* **DESCRIPTION OF THE TASK**:
Locate and copy each line in the data that contains the word "React".

═════ COLLECTED DATA ═════

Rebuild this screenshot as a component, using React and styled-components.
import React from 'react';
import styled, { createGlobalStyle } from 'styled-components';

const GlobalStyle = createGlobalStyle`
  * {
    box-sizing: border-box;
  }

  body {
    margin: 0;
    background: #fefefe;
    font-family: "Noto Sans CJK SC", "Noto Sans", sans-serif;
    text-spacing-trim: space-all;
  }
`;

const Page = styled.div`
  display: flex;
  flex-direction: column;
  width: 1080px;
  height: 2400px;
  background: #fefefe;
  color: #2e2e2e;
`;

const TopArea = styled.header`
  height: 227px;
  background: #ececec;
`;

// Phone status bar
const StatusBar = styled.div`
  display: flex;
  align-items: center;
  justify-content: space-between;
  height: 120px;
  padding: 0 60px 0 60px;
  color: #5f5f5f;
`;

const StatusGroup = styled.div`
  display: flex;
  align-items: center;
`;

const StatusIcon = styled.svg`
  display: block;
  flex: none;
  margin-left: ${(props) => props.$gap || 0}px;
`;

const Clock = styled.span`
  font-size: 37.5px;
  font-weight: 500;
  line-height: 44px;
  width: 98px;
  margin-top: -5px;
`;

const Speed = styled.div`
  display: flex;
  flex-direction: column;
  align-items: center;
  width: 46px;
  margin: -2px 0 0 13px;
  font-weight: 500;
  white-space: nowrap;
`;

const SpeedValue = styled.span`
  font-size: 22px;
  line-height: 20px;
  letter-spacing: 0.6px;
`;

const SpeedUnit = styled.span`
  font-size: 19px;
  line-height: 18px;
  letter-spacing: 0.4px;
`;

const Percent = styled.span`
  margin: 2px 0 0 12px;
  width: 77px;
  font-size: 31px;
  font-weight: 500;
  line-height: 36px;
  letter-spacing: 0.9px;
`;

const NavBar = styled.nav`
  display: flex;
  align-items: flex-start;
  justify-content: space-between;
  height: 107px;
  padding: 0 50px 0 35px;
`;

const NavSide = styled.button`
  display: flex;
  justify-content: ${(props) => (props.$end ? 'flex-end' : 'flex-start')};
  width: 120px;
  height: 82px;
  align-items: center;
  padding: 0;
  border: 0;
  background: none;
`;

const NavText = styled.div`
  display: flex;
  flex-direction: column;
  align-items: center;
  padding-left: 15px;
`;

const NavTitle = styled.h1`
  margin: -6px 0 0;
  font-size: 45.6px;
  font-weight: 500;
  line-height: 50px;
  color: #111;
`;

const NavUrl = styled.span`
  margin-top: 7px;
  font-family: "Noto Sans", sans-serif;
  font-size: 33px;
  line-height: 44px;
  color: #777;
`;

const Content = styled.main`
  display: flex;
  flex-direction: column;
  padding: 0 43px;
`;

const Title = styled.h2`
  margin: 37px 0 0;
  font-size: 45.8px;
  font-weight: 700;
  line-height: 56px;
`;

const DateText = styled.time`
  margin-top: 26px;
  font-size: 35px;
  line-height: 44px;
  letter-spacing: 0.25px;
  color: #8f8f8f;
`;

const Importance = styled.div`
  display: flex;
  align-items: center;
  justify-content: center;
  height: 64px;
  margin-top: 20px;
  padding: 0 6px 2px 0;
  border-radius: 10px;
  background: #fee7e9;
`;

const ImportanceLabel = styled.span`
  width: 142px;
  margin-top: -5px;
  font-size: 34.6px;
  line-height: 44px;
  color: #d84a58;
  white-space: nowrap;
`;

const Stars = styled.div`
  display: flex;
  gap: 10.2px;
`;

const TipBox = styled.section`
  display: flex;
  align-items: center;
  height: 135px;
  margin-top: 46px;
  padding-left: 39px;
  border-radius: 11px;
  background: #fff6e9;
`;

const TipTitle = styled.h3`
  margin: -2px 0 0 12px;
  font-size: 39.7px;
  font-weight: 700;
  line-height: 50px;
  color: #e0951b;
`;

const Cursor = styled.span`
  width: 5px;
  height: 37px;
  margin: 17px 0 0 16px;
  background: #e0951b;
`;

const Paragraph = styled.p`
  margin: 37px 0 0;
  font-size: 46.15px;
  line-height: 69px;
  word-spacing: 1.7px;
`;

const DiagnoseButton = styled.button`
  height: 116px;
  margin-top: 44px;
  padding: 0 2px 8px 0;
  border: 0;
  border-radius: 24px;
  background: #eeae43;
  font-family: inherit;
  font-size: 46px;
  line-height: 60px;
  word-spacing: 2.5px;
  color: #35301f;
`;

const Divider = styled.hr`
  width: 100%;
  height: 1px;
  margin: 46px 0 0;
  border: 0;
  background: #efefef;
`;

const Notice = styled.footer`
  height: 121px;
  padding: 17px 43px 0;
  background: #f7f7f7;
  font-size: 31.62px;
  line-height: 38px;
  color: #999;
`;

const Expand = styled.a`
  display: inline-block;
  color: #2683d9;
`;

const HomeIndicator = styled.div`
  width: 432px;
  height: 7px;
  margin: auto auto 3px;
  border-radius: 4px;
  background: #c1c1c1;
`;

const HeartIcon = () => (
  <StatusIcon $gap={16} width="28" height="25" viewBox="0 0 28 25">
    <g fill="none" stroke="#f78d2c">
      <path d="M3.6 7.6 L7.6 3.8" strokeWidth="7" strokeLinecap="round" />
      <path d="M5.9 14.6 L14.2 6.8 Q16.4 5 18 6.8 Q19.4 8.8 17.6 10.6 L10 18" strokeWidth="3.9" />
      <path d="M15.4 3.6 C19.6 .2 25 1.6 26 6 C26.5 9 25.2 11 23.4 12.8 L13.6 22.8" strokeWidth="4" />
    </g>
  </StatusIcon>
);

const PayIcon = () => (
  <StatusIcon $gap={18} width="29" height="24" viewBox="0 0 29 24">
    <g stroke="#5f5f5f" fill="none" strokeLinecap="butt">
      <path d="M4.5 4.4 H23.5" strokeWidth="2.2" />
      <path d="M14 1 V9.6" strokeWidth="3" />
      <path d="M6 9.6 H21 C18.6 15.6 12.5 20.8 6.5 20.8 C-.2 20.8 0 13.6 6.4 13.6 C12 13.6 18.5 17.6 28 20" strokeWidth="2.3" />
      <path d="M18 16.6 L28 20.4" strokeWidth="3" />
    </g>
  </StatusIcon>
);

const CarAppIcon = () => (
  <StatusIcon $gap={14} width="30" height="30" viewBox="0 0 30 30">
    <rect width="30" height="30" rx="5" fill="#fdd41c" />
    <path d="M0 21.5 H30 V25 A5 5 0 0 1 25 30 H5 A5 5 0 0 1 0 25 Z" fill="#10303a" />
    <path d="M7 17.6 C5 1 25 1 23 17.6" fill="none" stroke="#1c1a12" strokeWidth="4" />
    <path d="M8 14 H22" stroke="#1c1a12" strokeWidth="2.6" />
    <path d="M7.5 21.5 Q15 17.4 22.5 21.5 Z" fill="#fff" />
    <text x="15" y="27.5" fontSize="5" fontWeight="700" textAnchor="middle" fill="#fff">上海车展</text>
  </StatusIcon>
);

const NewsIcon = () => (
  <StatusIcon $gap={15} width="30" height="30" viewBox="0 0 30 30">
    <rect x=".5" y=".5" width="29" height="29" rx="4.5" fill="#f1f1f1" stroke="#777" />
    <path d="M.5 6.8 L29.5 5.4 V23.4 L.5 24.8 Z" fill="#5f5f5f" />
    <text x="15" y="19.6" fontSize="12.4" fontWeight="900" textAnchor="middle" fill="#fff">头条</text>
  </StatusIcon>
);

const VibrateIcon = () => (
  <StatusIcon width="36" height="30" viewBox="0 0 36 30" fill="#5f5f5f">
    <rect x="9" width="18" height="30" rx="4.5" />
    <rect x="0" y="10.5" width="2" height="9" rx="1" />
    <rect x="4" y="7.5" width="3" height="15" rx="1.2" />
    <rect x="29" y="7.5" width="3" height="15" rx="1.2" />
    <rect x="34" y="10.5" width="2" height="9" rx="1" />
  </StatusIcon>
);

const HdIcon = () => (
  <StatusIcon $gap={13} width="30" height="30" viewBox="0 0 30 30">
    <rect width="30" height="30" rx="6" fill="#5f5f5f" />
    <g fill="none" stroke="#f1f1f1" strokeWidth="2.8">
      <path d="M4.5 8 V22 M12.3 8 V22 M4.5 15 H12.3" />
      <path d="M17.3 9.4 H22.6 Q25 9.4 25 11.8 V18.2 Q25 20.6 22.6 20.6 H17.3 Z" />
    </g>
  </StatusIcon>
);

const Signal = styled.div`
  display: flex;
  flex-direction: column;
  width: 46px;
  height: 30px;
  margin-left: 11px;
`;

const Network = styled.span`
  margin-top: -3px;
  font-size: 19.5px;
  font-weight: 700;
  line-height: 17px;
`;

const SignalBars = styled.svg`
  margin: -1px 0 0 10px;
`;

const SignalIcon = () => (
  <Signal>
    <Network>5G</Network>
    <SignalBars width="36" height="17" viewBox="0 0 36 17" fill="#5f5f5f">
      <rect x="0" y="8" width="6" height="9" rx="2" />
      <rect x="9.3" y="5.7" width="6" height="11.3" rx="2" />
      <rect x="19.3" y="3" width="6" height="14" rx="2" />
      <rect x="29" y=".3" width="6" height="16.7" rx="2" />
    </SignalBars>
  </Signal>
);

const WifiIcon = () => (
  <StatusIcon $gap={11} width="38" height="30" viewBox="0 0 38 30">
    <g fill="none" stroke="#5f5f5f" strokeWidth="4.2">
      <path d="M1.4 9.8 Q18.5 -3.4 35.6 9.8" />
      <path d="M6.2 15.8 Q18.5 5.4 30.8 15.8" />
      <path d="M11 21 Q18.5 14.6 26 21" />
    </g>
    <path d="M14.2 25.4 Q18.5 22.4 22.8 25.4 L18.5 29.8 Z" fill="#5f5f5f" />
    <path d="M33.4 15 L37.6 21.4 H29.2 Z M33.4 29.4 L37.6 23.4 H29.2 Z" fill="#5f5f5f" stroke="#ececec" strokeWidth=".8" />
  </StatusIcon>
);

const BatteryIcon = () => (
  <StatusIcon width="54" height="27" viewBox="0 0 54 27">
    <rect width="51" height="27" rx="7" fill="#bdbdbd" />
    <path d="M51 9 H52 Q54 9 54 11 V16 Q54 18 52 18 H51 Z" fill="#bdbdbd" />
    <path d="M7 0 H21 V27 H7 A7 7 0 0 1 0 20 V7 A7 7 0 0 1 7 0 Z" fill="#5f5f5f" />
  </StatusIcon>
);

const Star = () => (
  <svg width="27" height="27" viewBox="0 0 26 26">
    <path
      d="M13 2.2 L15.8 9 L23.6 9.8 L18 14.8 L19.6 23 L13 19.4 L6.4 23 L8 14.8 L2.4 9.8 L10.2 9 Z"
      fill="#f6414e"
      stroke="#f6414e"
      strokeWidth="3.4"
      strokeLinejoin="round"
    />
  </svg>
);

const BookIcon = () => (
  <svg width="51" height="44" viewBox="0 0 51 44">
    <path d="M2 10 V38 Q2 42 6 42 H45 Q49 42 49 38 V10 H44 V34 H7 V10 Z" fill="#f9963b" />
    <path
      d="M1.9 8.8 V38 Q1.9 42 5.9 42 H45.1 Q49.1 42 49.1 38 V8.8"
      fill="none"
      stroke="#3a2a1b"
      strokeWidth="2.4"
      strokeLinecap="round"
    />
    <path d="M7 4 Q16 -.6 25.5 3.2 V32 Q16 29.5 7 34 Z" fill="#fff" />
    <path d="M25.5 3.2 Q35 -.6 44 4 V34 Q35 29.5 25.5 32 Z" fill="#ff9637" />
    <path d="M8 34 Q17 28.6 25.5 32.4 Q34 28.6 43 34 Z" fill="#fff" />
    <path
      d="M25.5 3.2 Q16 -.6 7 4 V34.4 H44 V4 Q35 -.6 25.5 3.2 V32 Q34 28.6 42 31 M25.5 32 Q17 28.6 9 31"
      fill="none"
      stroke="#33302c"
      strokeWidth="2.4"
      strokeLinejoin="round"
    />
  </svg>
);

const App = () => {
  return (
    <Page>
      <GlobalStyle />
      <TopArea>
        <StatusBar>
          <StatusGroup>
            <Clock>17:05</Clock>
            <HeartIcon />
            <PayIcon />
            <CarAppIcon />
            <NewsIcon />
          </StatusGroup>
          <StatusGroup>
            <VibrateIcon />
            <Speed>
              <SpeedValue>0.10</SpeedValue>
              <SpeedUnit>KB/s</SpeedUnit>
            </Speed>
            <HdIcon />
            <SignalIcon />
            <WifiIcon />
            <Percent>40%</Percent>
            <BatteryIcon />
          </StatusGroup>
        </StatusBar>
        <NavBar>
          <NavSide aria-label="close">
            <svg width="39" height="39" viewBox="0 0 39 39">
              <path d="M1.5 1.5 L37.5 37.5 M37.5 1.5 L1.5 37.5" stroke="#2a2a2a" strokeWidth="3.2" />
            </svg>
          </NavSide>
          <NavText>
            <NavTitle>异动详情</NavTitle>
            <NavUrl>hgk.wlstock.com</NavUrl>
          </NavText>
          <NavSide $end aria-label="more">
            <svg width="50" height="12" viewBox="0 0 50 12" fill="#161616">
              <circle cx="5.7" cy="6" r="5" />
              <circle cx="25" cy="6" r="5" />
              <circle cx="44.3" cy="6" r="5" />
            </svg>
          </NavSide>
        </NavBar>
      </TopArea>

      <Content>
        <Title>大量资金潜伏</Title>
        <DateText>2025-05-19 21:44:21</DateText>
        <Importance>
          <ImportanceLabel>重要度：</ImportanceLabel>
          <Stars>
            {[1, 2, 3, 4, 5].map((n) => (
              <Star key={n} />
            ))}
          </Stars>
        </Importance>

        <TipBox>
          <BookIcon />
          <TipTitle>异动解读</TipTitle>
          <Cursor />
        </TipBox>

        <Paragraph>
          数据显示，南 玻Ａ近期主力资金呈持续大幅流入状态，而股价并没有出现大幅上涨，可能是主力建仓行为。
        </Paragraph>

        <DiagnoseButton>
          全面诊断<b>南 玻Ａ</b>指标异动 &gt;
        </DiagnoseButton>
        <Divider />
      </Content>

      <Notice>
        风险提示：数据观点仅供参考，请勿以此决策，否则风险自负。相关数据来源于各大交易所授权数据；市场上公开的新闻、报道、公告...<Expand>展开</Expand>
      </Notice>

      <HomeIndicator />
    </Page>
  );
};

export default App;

═════

* **OUTPUT OF THE EXERCISE**:
Rebuild this screenshot as a component, using React and styled-components.
import React from 'react';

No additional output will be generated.